Objectives: Our overall aim is to determine the function of WDR72 in enamel mineralization. We previously characterized a Wdr72 knockout mouse model and linked a human WDR72 mutation to a hypomaturation type of Amelogenesis Imperfecta, both showing decreases in mineralized enamel. Ours and other published works have shown that WDR72 is needed for protein removal from the enamel matrix in order for enamel crystals to mature (fully mineralize). Wdr72-/- mice have retained matrix proteins, largely amelogenins, which suggests that amelogenins are (1) not being hydrolyzed to make room for the growing enamel crystals, or (2) not being reabsorbed by the ameloblasts. In this study, we therefore tested whether activity of KLK4, an essential protease secreted during enamel maturation, was decreased in the absence of WDR72. In addition, we tested whether the WDR72 deletion affects endocytosis, a major event occurring during this stage of enamel formation.

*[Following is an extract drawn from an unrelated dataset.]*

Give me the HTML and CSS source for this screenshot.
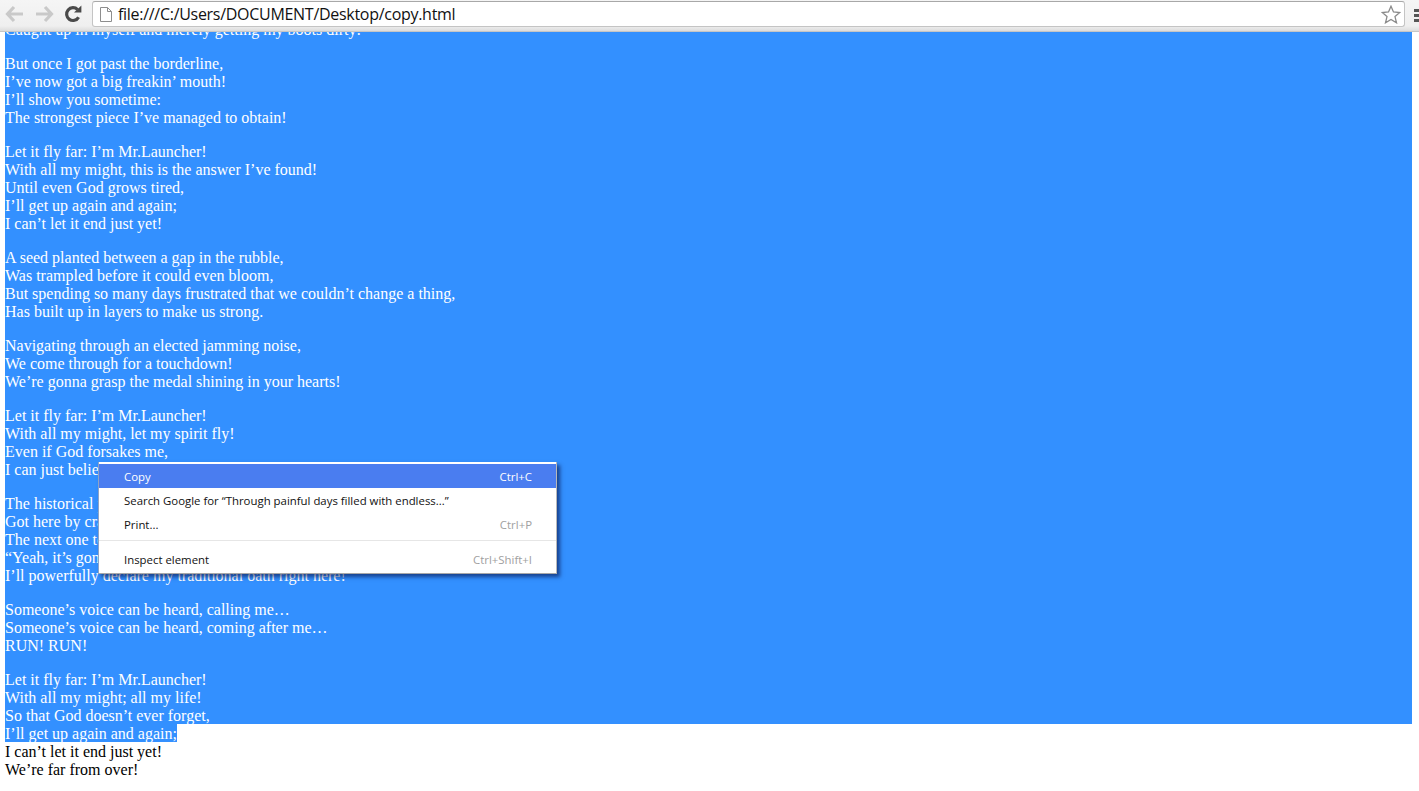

Methods: Ameloblasts from Wdr72^+/+, Wdr72^+/- and Wdr72^-/- mouse incisors were microdissected from the enamel surface and used to compare relative amounts of KLK4 mRNA. The underlying enamel was assayed for KLK4 protease activity using a quenched peptide assay. To test for an endocytosis-related function, mice were injected with HRP, a tracer molecule for constitutive endocytosis, and relative HRP immunofluorescence was compared in Wdr72^+/+, Wdr72^-/- ameloblasts.
Results: KLK4 mRNA expression and proteinase activity were not significantly different among Wdr72^+/+, Wdr72^+/- and Wdr72^-/- mice. HRP uptake appeared to be reduced at the apical ends of Wdr72^-/- maturation-stage ameloblasts with no obvious effect in secretory ameloblasts.
Conclusions: The retention of enamel matrix proteins in maturation stage Wdr72^-/- mice is not due to changes in KLK4 activity. However, the reduced HRP uptake in Wdr72 ^-/- maturation-stage ameloblasts suggests either a direct function of WDR72 in endocytosis, or an indirect effect secondary to matrix retention.